Это была практически его история. Но вот только он не убил Квинта и даже не ударил его. Хотя мог бы. Когда-то он совсем не был таким осторожным. Неужели он стал бояться за свою жизнь? Нет! Децебал решительно покачал головой, отгоняя от себя эти мысли. Он совсем не трус! Ведь если бы это произошло раньше, он мог бы убить римлянина за такое обращение. Ну, во всяком случае, попытался бы это сделать. А сейчас он смолчал. Пересилил себя и смолчал. Но совсем не из трусости и страха за жизнь. Ему еще многое хотелось познать и понять. Умирать он не торопился.
«Свобода! Сладкое слово, что пьянит раба не хуже вина! Не умирать на потеху толпе, а сражаться за свободу…» – гласила новая надпись. Её буквы были глубоко врезаны в стену.
Клеон, Дамасий, Гатта, Спартак. Эти имена совсем ничего не говорили Дакусу. Он не знал этих людей и ничего не слышал о них. Они навсегда ушли в прошлое. И он уйдет точно так же, может быть даже не оставив имени на стене. Хотя, что это даст, если он начертит слово «Децебал» рядом с этими каракулями?
Последняя надпись запала даку в душу. Не умирать на арене, а бороться за свободу. Это совсем не походило на то, что твердил нубиец Юба, говоривший о гладиаторах, как о баловнях судьбы и кумирах толпы в римских цирках. Побеждать на арене и завоевать любовь римлян! Это могло дать свободу. Народ в цирке был всесильным. Даже императоры должны были считаться с ним. И народ мог дарить эту волю полюбившимся бойцам. Тем вручался деревянный меч – символ новой жизни без рабского ошейника.
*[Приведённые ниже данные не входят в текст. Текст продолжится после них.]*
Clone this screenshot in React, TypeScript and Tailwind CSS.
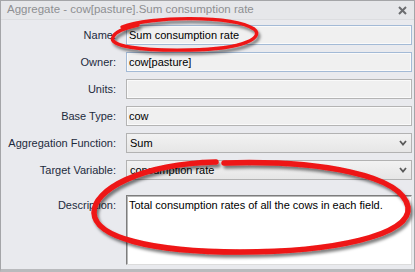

Это же говорил и Акциан.
А вот этот на стене призывал к иному. К чему же? Не умирать в цирке, а сражаться за свободу с теми, кто посылал его на арену. А это значит сражаться с той самой толпой. Ведь эта толпа очень любит кровавую потеху!
Что-то здесь не стыковалось. Слова Акциана и Юбы звали его к мужеству и победам в цирке. Это благородно и почетно для мужчины и воина умереть красиво в бою с мечом в руке. И этого дак не отрицал. Разве хорошо ходить по земле немощным стариком, измученным болезнями, с безобразным и дряблым телом? Нет! Он мог сто раз ответить на этот вопрос. Но получается, если взглянуть на это с другой стороны, что они завали его к покорности тем, кто его поработил. Правильно ли это?
А если умереть, бросившись на своих поработителей? Это также будет красивая смерть! Но кто оценит её? Что он докажет этой смертью? Не назовут ли его товарищи по казарме такой подвиг глупостью?
Да и на кого ему кинуться? На Квинта? Но что даст смерть простого рутиария – одного из тысяч подобных жестоких наставников? На Акциана? Но дак совсем не испытывал ненависти к этому мужественному человеку. Больше того он уважал его и даже преклонялся перед ним…
– Дакус! – в слуховом окошке показалась голова Кирна.